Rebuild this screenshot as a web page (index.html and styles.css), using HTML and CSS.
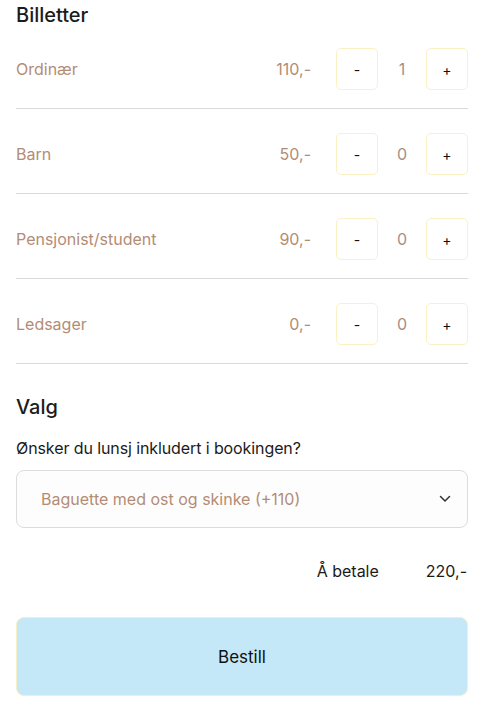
FILE: index.html
```html
<!DOCTYPE html>
<html lang="no">
<head>
<meta charset="utf-8">
<link rel="stylesheet" href="styles.css">
</head>
<body>
<div class="page">
  <h2 class="heading">Billetter</h2>
  <div class="rows">
    <div class="row">
      <span class="label">Ordinær</span>
      <span class="price">110,-</span>
      <button class="btn">-</button>
      <span class="count">1</span>
      <button class="btn">+</button>
    </div>
    <div class="row">
      <span class="label">Barn</span>
      <span class="price">50,-</span>
      <button class="btn">-</button>
      <span class="count">0</span>
      <button class="btn">+</button>
    </div>
    <div class="row">
      <span class="label">Pensjonist/student</span>
      <span class="price">90,-</span>
      <button class="btn">-</button>
      <span class="count">0</span>
      <button class="btn">+</button>
    </div>
    <div class="row">
      <span class="label">Ledsager</span>
      <span class="price">0,-</span>
      <button class="btn">-</button>
      <span class="count">0</span>
      <button class="btn">+</button>
    </div>
  </div>
  <h2 class="heading valg">Valg</h2>
  <p class="question">Ønsker du lunsj inkludert i bookingen?</p>
  <div class="select">
    <span>Baguette med ost og skinke (+110)</span>
    <svg class="chev" width="12" height="8" viewBox="0 0 12 8"><path d="M1.5 1.5 L6 6 L10.5 1.5" fill="none" stroke="#333" stroke-width="1.5" stroke-linecap="round" stroke-linejoin="round"/></svg>
  </div>
  <div class="total">
    <span>Å betale</span>
    <span class="sum">220,-</span>
  </div>
  <button class="order">Bestill</button>
</div>
</body>
</html>
```
FILE: styles.css
```css
* { box-sizing: border-box; }
body {
  margin: 0;
  font-family: Inter, "Noto Sans", sans-serif;
  background: #fff;
  color: #1b1b1b;
}
.page {
  padding: 0 24px 0 16px;
  display: flex;
  flex-direction: column;
}
.heading {
  margin: 0;
  font-size: 20px;
  font-weight: 500;
  line-height: 30px;
  height: 30px;
}
.rows { display: flex; flex-direction: column; }
.row {
  display: flex;
  align-items: center;
  padding: 18px 0 18px;
  border-bottom: 1px solid #d9d9d9;
}
.row + .row { padding-top: 24px; }
.label {
  flex: 1;
  color: #b38c75;
  font-size: 16px;
}
.price {
  color: #b38c75;
  font-size: 16px;
  margin-right: 25px;
}
.btn {
  width: 42px;
  height: 42px;
  border: 1px solid #fcf1c4;
  border-radius: 5px;
  background: #fff;
  font-family: Inter, sans-serif;
  font-size: 14px;
  color: #111;
  padding: 0;
}
.count {
  width: 48px;
  text-align: center;
  color: #a78e86;
  font-size: 16px;
}
.valg { margin-top: 28px; }
.question {
  margin: 15px 0 0;
  font-size: 16px;
  line-height: 22px;
  letter-spacing: -0.1px;
}
.select {
  margin-top: 11px;
  height: 58px;
  border: 1px solid #dcdcdc;
  border-radius: 8px;
  background: #fdfdfd;
  display: flex;
  align-items: center;
  justify-content: space-between;
  padding: 0 16px 0 24px;
  color: #b38c75;
  font-size: 16px;
}
.total {
  margin-top: 32px;
  display: flex;
  justify-content: flex-end;
  font-size: 16px;
  line-height: 22px;
  padding-right: 1px;
}
.sum { margin-left: 47px; }
.order {
  margin-top: 35px;
  height: 79px;
  border: 1px solid #f3efc6;
  border-radius: 8px;
  background: #c4e8f7;
  font-family: Inter, sans-serif;
  font-size: 17px;
  color: #111;
}
```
--------------------------------
TASK DIRECTIONS: Write out the full listing verbatim, excluding its pictures.

SOLUTION:
Rebuild this screenshot as a web page (index.html and styles.css), using HTML and CSS.
FILE: index.html
```html
<!DOCTYPE html>
<html lang="no">
<head>
<meta charset="utf-8">
<link rel="stylesheet" href="styles.css">
</head>
<body>
<div class="page">
  <h2 class="heading">Billetter</h2>
  <div class="rows">
    <div class="row">
      <span class="label">Ordinær</span>
      <span class="price">110,-</span>
      <button class="btn">-</button>
      <span class="count">1</span>
      <button class="btn">+</button>
    </div>
    <div class="row">
      <span class="label">Barn</span>
      <span class="price">50,-</span>
      <button class="btn">-</button>
      <span class="count">0</span>
      <button class="btn">+</button>
    </div>
    <div class="row">
      <span class="label">Pensjonist/student</span>
      <span class="price">90,-</span>
      <button class="btn">-</button>
      <span class="count">0</span>
      <button class="btn">+</button>
    </div>
    <div class="row">
      <span class="label">Ledsager</span>
      <span class="price">0,-</span>
      <button class="btn">-</button>
      <span class="count">0</span>
      <button class="btn">+</button>
    </div>
  </div>
  <h2 class="heading valg">Valg</h2>
  <p class="question">Ønsker du lunsj inkludert i bookingen?</p>
  <div class="select">
    <span>Baguette med ost og skinke (+110)</span>
    <svg class="chev" width="12" height="8" viewBox="0 0 12 8"><path d="M1.5 1.5 L6 6 L10.5 1.5" fill="none" stroke="#333" stroke-width="1.5" stroke-linecap="round" stroke-linejoin="round"/></svg>
  </div>
  <div class="total">
    <span>Å betale</span>
    <span class="sum">220,-</span>
  </div>
  <button class="order">Bestill</button>
</div>
</body>
</html>
```
FILE: styles.css
```css
* { box-sizing: border-box; }
body {
  margin: 0;
  font-family: Inter, "Noto Sans", sans-serif;
  background: #fff;
  color: #1b1b1b;
}
.page {
  padding: 0 24px 0 16px;
  display: flex;
  flex-direction: column;
}
.heading {
  margin: 0;
  font-size: 20px;
  font-weight: 500;
  line-height: 30px;
  height: 30px;
}
.rows { display: flex; flex-direction: column; }
.row {
  display: flex;
  align-items: center;
  padding: 18px 0 18px;
  border-bottom: 1px solid #d9d9d9;
}
.row + .row { padding-top: 24px; }
.label {
  flex: 1;
  color: #b38c75;
  font-size: 16px;
}
.price {
  color: #b38c75;
  font-size: 16px;
  margin-right: 25px;
}
.btn {
  width: 42px;
  height: 42px;
  border: 1px solid #fcf1c4;
  border-radius: 5px;
  background: #fff;
  font-family: Inter, sans-serif;
  font-size: 14px;
  color: #111;
  padding: 0;
}
.count {
  width: 48px;
  text-align: center;
  color: #a78e86;
  font-size: 16px;
}
.valg { margin-top: 28px; }
.question {
  margin: 15px 0 0;
  font-size: 16px;
  line-height: 22px;
  letter-spacing: -0.1px;
}
.select {
  margin-top: 11px;
  height: 58px;
  border: 1px solid #dcdcdc;
  border-radius: 8px;
  background: #fdfdfd;
  display: flex;
  align-items: center;
  justify-content: space-between;
  padding: 0 16px 0 24px;
  color: #b38c75;
  font-size: 16px;
}
.total {
  margin-top: 32px;
  display: flex;
  justify-content: flex-end;
  font-size: 16px;
  line-height: 22px;
  padding-right: 1px;
}
.sum { margin-left: 47px; }
.order {
  margin-top: 35px;
  height: 79px;
  border: 1px solid #f3efc6;
  border-radius: 8px;
  background: #c4e8f7;
  font-family: Inter, sans-serif;
  font-size: 17px;
  color: #111;
}
```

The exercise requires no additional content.